### Problem requirements
Keep only the lines that hold the string "components", filtering out the rest of the entries below.

***

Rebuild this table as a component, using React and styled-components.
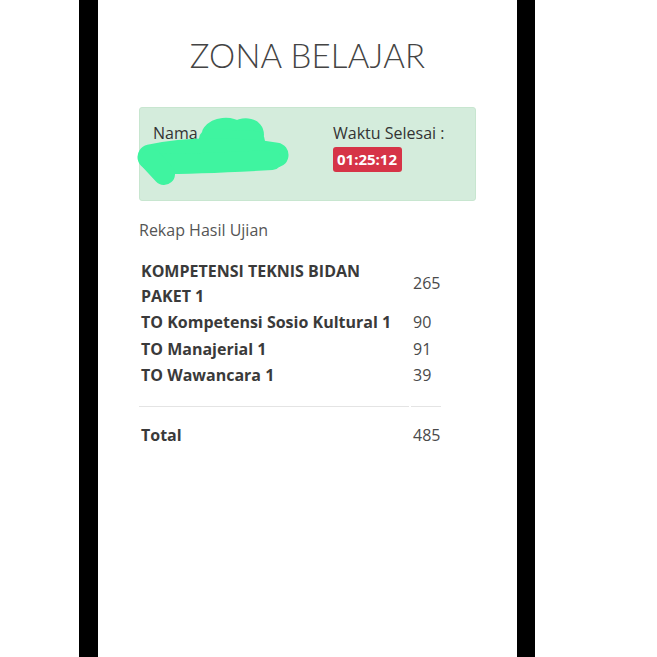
import React from "react";
import styled, { createGlobalStyle } from "styled-components";

const Global = createGlobalStyle`
  html, body { margin: 0; padding: 0; background: #fff; }
  body { font-family: "Open Sans", "Liberation Sans", sans-serif; color: #444; }
`;

const Page = styled.div`
  display: flex;
  height: 657px;
  width: 657px;
  background: #fff;
`;

const Gutter = styled.div`
  width: ${(p) => p.$w}px;
  flex: none;
  background: #fff;
`;

const Bar = styled.div`
  width: ${(p) => p.$w}px;
  flex: none;
  background: #000;
`;

const Content = styled.div`
  width: 419px;
  flex: none;
  box-sizing: border-box;
  padding: 0 41px;
  background: #fff;
`;

const Title = styled.h1`
  margin: 33px 0 0;
  height: 74px;
  text-align: center;
  font-family: "Lato", "Open Sans", sans-serif;
  font-weight: 300;
  font-size: 33px;
  line-height: 44px;
  letter-spacing: 0.2px;
  color: #444;
`;

const InfoBox = styled.div`
  position: relative;
  box-sizing: border-box;
  height: 94px;
  background: #d4ecdc;
  border: 1px solid #c8e6d0;
  border-radius: 3px;
  display: grid;
  grid-template-columns: 180px 1fr;
  padding: 13px 13px;
`;

const Label = styled.div`
  font-size: 16px;
  line-height: 24px;
  color: #333;
`;

const Badge = styled.span`
  display: inline-block;
  margin-top: 2px;
  background: #d63447;
  color: #fff;
  font-weight: 700;
  font-size: 15px;
  line-height: 19px;
  padding: 3px 5px 3px 4px;
  border-radius: 3px;
`;

const Scribble = styled.svg`
  position: absolute;
  left: -3px;
  top: -1px;
  width: 160px;
  height: 85px;
`;

const Subtitle = styled.div`
  margin-top: 17px;
  font-size: 16px;
  line-height: 24px;
  color: #555;
`;

const Table = styled.div`
  margin-top: 16px;
  display: grid;
  grid-template-columns: 270px 30px;
  column-gap: 2px;
  align-items: center;
`;

const Name = styled.div`
  font-weight: 700;
  font-size: 16px;
  line-height: 24.5px;
  color: #3a3a3a;
  padding: 1px 2px;
`;

const Value = styled.div`
  font-size: 16px;
  line-height: 24.5px;
  color: #4a4a4a;
  padding: 1px 0 1px 2px;
`;

const Rule = styled.div`
  height: 1px;
  background: #e4e4e4;
  margin: 17px 0 15px;
`;

const rows = [
  ["KOMPETENSI TEKNIS BIDAN PAKET 1", 265],
  ["TO Kompetensi Sosio Kultural 1", 90],
  ["TO Manajerial 1", 91],
  ["TO Wawancara 1", 39],
];

export default function App() {
  return (
    <>
      <Global />
      <Page>
        <Gutter $w={79} />
        <Bar $w={19} />
        <Content>
          <Title>ZONA BELAJAR</Title>
          <InfoBox>
            <div>
              <Label>Nama</Label>
            </div>
            <div>
              <Label>Waktu Selesai :</Label>
              <Badge>01:25:12</Badge>
            </div>
            <Scribble viewBox="0 0 160 85">
              <g fill="none" stroke="#3ff4a0" strokeLinecap="round" strokeLinejoin="round">
                <path d="M74 26 C80 19 92 18 100 23 C108 18 118 20 118 28" strokeWidth="18" />
                <path d="M72 32 L118 34" strokeWidth="20" />
                <path d="M13 50 C50 42 100 42 139 48" strokeWidth="25" />
                <path d="M20 57 C60 57 100 55 135 53" strokeWidth="20" />
                <path d="M14 53 L27 67" strokeWidth="22" />
              </g>
            </Scribble>
          </InfoBox>
          <Subtitle>Rekap Hasil Ujian</Subtitle>
          <Table>
            {rows.map(([n, v]) => (
              <React.Fragment key={n}>
                <Name>{n}</Name>
                <Value>{v}</Value>
              </React.Fragment>
            ))}
            <Rule />
            <Rule />
            <Name>Total</Name>
            <Value>485</Value>
          </Table>
        </Content>
        <Bar $w={18} />
        <Gutter $w={122} />
      </Page>
    </>
  );
}
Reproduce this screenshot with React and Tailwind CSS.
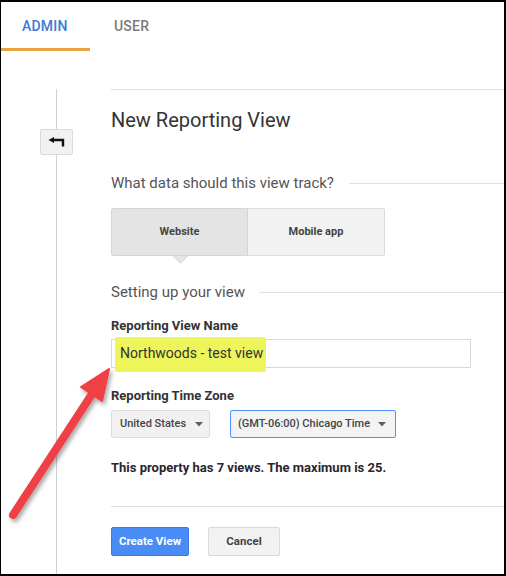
import React from "react";

function Caret() {
  return (
    <svg width="8" height="5" viewBox="0 0 8 5" className="shrink-0">
      <path d="M0 0 L8 0 L4 4.5 Z" fill="#5f5f5f" />
    </svg>
  );
}

export default function App() {
  return (
    <div className="relative w-[506px] h-[576px] bg-white border-black border-t-2 border-l border-r-2 border-b-2 flex flex-col overflow-hidden font-['Roboto',sans-serif]">
      {/* Tabs */}
      <div className="flex h-[49px] shrink-0">
        <div className="w-[89px] border-b-[3px] border-[#e6a33e] pl-[21px] pt-[16px] text-[14px] leading-[16px] font-medium text-[#3e7ad3] tracking-[0.2px]">
          ADMIN
        </div>
        <div className="pl-[24px] pt-[16px] text-[14px] leading-[16px] font-medium text-[#7a7a7a] tracking-[0.2px]">
          USER
        </div>
      </div>

      {/* Body */}
      <div className="flex flex-1 min-h-0">
        {/* Rail */}
        <div className="w-[110px] shrink-0 mt-[38px] flex flex-col items-start">
          <div className="ml-[55px] w-px h-[40px] bg-[#d0d0d0]" />
          <button className="ml-[39px] w-[33px] h-[26px] bg-[#f1f1f1] border border-[#dadada] rounded-[2px] flex items-center justify-center">
            <svg width="17" height="10" viewBox="0 0 17 10">
              <path d="M0.5 3 L6 0 L6 6 Z" fill="#111" />
              <path d="M5 3 H15 V9.5" stroke="#111" strokeWidth="2.4" fill="none" />
            </svg>
          </button>
          <div className="ml-[55px] w-px flex-1 bg-[#d0d0d0]" />
        </div>

        {/* Content */}
        <div className="flex-1 mt-[38px] border-t border-[#e0e0e0] pt-[18px] flex flex-col">
          <div className="text-[20px] leading-[24px] text-[#333]">New Reporting View</div>

          <div className="mt-[41px] flex items-center">
            <div className="text-[15px] leading-[20px] text-[#555]">What data should this view track?</div>
            <div className="flex-1 ml-[15px] h-px bg-[#e0e0e0]" />
          </div>

          <div className="mt-[15px] flex">
            <div className="relative w-[137px] h-[48px] bg-[#e4e4e4] border border-[#d6d6d6] rounded-l-[2px] flex items-center justify-center text-[11px] font-bold text-[#444]">
              Website
              <svg className="absolute left-[61px] top-[47px]" width="15" height="8" viewBox="0 0 15 8">
                <path d="M0 0 L15 0 L7.5 7.5 Z" fill="#e4e4e4" />
                <path d="M0 0 L7.5 7.5 L15 0" stroke="#dcdcdc" strokeWidth="1" fill="none" />
              </svg>
            </div>
            <div className="w-[137px] h-[48px] bg-[#f2f2f2] border border-l-0 border-[#dcdcdc] rounded-r-[2px] flex items-center justify-center text-[11px] font-bold text-[#444]">
              Mobile app
            </div>
          </div>

          <div className="mt-[26px] flex items-center">
            <div className="text-[15px] leading-[20px] text-[#555]">Setting up your view</div>
            <div className="flex-1 ml-[14px] h-px bg-[#e0e0e0]" />
          </div>

          <div className="mt-[16px] text-[13px] leading-[16px] font-bold text-[#333]">Reporting View Name</div>

          <div className="relative mt-[5px] w-[360px] h-[29px] border border-[#d9d9d9] flex items-center pl-[8px]">
            <div className="absolute left-[3px] top-[-3px] w-[151px] h-[35px] bg-[#eef55a] rounded-[2px]" />
            <span className="relative text-[14px] text-[#333]">Northwoods - test view</span>
          </div>

          <div className="mt-[20px] text-[13px] leading-[16px] font-bold text-[#333]">Reporting Time Zone</div>

          <div className="mt-[6px] flex gap-[20px]">
            <div className="w-[99px] h-[28px] bg-[#f1f1f1] border border-[#dcdcdc] rounded-[2px] flex items-center pl-[8px] gap-[9px] text-[11px] font-medium text-[#444] whitespace-nowrap">
              United States
              <Caret />
            </div>
            <div className="w-[166px] h-[28px] bg-[#f3f3f3] border border-[#4d90fe] rounded-[2px] flex items-center pl-[7px] gap-[8px] text-[11px] font-medium text-[#444] whitespace-nowrap">
              (GMT-06:00) Chicago Time
              <Caret />
            </div>
          </div>

          <div className="mt-[22px] text-[13px] leading-[16px] font-bold text-[#2b2530]">
            This property has 7 views. The maximum is 25.
          </div>

          <div className="mt-[30px] h-px bg-[#e0e0e0]" />

          <div className="mt-[20px] flex">
            <button className="w-[78px] h-[29px] bg-[#4a8cf5] border border-[#3b7de8] rounded-[2px] text-[11.5px] font-bold text-white whitespace-nowrap">
              Create View
            </button>
            <button className="ml-[19px] w-[72px] h-[29px] bg-[#f2f2f2] border border-[#dadada] rounded-[2px] text-[11.5px] font-bold text-[#444]">
              Cancel
            </button>
          </div>
        </div>
      </div>

      {/* Red arrow annotation */}
      <svg
        className="absolute left-[-1px] top-[-2px] pointer-events-none"
        width="506"
        height="576"
        viewBox="0 0 506 576"
      >
        <defs>
          <filter id="sh" x="-20%" y="-20%" width="140%" height="140%">
            <feDropShadow dx="2" dy="3" stdDeviation="2" floodColor="#000" floodOpacity="0.35" />
          </filter>
        </defs>
        <g filter="url(#sh)">
          <line x1="13" y1="515" x2="94" y2="391" stroke="#ee3f45" strokeWidth="8" strokeLinecap="round" />
          <path d="M109 369 L81 387 L102 401 Z" fill="#ee3f45" stroke="#ee3f45" strokeWidth="2" strokeLinejoin="round" />
        </g>
      </svg>
    </div>
  );
}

***

### Expected answer
Rebuild this table as a component, using React and styled-components.
import styled, { createGlobalStyle } from "styled-components";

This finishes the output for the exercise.